### What is needed
Please print exactly the lines below, from the start of the material up to and including the line with "import React from", but none of the pictures.
━━ Recorded data ━━
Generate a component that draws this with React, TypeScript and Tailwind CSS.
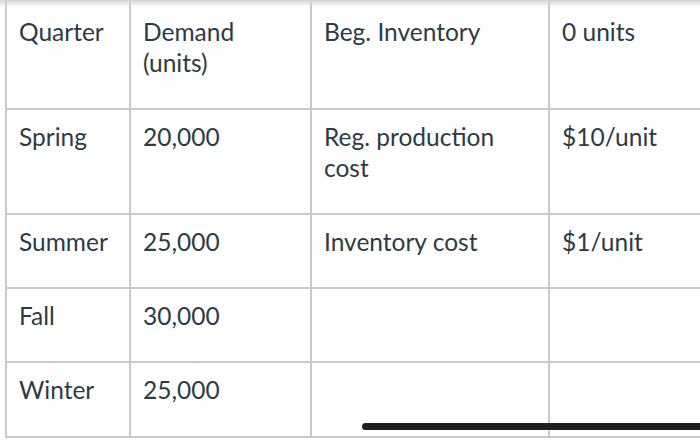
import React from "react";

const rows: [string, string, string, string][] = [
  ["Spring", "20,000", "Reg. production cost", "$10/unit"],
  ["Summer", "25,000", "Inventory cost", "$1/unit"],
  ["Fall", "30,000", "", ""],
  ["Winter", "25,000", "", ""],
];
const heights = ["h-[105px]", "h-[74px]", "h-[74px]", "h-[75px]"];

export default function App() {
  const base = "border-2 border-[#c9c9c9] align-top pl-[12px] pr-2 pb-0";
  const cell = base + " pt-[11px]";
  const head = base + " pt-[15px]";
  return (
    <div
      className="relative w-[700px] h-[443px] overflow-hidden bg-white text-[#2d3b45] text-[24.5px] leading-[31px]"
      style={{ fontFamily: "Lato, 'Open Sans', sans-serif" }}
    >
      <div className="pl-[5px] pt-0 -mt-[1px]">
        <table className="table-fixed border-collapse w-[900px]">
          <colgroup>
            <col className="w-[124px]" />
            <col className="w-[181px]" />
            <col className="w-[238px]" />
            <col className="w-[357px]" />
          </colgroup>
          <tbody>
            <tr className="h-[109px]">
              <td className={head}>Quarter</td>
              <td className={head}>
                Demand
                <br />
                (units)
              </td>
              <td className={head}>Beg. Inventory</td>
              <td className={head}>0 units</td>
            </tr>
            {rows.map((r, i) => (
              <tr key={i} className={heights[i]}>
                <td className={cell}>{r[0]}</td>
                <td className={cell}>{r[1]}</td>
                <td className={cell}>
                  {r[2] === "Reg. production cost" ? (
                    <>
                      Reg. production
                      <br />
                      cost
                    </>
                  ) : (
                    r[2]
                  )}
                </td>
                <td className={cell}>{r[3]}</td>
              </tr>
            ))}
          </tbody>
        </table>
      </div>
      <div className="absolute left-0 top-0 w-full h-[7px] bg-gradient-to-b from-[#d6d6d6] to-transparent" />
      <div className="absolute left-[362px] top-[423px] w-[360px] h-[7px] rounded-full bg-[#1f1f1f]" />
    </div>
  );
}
━━━
### Full response
Generate a component that draws this with React, TypeScript and Tailwind CSS.
import React from "react";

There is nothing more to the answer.